In the first photo above, I have laid down some PB60 and Transparent Orange and mixed them on the paper. To the right (in the little rectangle) are the same pigments mixed on the palette. You can see one gets a much livelier result when the colors let themselves mix on the paper. The swoosh to the right of the rectangle demonstrates how Transparent Orange plays out going from wet to dry brush. I noted a shine indicative of gum arabic when the paint was applied thickly. I don't mind that but will have to keep it in mind so I don't get that effect when I don't want it.



This second photo above shows some experiments with PB 60 and Daniel Smith's transparent Red Oxide (as well as a reference stroke of Burnt Sienna gouache). Next there are two connected swooshes showing Transparent Red Oxide combined with Cobalt Blue! Fabulous grays result from both combinations. The first combo (on the far right) absolutely duplicated the gray basalt rocks found on the north shore of Lake Superior. The second is exactly right for those elusive grass colors.
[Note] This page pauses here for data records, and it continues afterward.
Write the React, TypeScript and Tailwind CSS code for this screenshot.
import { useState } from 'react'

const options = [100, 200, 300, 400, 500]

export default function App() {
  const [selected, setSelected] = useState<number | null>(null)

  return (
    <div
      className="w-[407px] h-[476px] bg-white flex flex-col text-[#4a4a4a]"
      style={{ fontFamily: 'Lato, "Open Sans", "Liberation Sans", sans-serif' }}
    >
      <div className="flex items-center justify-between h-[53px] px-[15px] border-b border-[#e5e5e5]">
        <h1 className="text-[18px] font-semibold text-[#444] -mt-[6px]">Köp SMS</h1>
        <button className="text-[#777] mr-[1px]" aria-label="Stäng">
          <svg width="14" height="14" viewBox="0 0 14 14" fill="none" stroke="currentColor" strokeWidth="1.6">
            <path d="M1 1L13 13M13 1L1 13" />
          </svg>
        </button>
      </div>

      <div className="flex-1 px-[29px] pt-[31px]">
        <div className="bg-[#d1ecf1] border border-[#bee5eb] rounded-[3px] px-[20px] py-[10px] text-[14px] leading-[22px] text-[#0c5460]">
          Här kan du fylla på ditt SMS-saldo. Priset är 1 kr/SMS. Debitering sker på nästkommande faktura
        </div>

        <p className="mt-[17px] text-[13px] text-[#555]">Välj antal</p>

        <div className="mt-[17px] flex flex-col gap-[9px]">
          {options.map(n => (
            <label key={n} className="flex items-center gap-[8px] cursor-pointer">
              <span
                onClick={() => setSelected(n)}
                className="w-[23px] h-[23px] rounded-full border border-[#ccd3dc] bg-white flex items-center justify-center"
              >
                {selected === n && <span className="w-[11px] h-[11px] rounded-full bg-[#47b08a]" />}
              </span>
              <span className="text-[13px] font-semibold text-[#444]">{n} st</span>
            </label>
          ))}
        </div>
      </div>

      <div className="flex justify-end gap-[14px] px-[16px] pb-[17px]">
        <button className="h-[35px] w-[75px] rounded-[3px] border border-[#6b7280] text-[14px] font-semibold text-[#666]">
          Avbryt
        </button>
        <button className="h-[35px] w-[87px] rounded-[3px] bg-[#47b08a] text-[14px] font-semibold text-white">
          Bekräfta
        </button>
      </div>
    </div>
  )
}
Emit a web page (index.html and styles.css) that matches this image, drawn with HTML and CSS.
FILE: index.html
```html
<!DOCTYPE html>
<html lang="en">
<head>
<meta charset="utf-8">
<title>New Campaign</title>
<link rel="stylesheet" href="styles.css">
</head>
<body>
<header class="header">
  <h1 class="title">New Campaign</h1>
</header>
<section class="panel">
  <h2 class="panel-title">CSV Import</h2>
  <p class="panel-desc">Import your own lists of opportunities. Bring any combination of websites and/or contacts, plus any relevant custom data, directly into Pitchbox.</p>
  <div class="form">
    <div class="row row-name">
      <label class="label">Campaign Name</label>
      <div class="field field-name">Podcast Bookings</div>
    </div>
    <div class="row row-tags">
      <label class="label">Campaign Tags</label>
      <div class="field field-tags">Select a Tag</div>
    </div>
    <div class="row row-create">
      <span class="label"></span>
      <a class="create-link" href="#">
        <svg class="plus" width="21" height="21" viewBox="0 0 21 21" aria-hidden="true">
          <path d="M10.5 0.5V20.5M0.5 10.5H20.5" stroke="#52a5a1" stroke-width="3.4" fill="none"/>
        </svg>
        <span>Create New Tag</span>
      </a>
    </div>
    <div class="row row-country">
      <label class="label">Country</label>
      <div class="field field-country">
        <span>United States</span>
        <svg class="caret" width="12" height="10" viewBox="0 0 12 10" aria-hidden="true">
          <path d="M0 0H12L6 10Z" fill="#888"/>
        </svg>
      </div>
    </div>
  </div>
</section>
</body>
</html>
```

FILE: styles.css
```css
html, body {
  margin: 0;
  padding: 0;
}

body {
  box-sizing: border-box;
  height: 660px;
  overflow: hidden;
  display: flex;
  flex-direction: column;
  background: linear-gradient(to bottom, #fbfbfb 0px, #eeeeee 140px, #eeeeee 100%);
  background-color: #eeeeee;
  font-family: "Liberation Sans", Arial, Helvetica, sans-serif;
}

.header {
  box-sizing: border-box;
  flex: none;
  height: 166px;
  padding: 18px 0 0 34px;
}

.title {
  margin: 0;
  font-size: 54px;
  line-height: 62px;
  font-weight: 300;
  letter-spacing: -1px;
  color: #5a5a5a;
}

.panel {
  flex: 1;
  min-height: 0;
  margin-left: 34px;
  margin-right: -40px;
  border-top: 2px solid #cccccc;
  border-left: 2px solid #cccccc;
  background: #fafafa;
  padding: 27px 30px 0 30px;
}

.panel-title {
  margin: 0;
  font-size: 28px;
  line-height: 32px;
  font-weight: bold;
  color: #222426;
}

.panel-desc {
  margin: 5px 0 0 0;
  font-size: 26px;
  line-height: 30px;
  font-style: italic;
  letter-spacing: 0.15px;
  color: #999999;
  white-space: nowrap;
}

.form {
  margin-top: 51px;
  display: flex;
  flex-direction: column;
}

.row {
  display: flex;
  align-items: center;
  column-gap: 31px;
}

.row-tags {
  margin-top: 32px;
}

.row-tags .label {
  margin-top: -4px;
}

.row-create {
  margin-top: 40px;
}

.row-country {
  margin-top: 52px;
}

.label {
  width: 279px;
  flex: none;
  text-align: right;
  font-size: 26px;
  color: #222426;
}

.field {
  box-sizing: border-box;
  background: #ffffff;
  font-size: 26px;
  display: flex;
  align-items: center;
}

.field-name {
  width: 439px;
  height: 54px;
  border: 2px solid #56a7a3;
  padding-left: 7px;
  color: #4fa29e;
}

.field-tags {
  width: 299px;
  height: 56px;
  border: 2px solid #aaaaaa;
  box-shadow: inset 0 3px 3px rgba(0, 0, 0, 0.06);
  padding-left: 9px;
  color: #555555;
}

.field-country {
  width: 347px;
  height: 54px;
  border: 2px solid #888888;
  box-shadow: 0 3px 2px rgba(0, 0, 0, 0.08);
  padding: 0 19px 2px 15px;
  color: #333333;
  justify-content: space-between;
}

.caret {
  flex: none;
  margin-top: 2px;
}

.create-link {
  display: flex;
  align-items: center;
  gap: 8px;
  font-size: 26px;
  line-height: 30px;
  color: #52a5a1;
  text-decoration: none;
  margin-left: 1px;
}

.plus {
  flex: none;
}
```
Just for comparison I laid down a bit of Burnt Sienna gouache. It is a cooler, quieter brown next to the Red Oxide watercolor. (Of course we a dealing with a gouache to watercolor comparison so it is not apples to apples.) The Red Oxide has a kind of snap to it along with a very nice sedimentation. I love the color and will try replacing my Burnt Sienna with it in my watercolor palette. My experiments with the Red Oxide resulted in a bit less of the pinky Pipestone type brown that Roz found but it is a lovely color nonetheless. (She only had a dried paint spot to work from and I was using fresh tube color—that may be part of the difference.)